Coupled with their play, the kids I watch also have a need for movement – it isn’t something they have to think about, if they want to move, they do. If they want to dance or jump or run, they do. Watching the little one wobble reminds me of how our connection between mind and body is fundamental. Watching the older one move uninhibited reminds me that we are made to move, our bodies gracefully made and ready to experience the world by moving through it. I am reminded that dancing & wiggling & twirling are sensory and tell our bodies many things about the world within and around us.

Self-Care & Childcare

I find it fascinating and beautiful the way humans are mosaics, made up of everything they’ve experienced and the relationships they’ve been in.
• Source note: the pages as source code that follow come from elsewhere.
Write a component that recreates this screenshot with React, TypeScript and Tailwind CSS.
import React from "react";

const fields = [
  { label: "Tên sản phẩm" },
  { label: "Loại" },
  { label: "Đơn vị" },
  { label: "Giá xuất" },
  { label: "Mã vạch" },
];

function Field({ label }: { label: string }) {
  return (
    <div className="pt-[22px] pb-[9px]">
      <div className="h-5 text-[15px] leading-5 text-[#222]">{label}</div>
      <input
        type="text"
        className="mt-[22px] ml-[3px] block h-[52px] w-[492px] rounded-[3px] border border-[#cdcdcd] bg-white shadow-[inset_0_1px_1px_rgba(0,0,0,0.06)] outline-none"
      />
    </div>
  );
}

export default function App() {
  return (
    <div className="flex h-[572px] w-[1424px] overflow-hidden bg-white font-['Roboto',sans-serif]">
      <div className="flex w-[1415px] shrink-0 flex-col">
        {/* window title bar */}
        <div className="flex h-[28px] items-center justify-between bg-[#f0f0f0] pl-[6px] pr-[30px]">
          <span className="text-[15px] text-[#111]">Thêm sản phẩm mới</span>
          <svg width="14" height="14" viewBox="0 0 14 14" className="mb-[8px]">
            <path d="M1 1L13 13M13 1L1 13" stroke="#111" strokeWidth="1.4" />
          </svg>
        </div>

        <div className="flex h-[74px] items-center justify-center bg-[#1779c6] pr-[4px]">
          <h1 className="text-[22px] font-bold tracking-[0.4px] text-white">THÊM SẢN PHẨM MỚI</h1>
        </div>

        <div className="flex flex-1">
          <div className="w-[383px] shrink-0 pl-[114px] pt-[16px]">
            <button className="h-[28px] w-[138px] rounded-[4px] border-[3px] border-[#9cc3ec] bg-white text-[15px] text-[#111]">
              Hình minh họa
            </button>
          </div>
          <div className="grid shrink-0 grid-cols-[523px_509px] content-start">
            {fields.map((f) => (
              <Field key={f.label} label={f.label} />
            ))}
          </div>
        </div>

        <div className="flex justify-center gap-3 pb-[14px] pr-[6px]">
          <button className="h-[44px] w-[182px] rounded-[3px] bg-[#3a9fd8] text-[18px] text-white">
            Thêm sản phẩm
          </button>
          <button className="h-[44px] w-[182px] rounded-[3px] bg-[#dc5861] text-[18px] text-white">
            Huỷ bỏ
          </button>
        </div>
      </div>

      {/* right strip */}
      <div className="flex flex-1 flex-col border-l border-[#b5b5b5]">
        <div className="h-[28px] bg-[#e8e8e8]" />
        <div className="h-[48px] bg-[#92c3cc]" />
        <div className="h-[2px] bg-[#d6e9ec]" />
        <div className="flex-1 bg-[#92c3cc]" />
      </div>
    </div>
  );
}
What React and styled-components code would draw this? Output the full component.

Being a nanny has been an experience that has made me able to see the connections between self-care and childcare, and to understand that they are really a shared model. I have learned that I am an adult living with the stories I made to understand my world as a child, and that some of these stories are not true. It is my job to rewrite them. It is also my job as an adult to take exquisite care of my being because I am now capable of doing so. This care includes attending to my basic needs (food, rest, and play) as well as more abstract or philosophical ideas.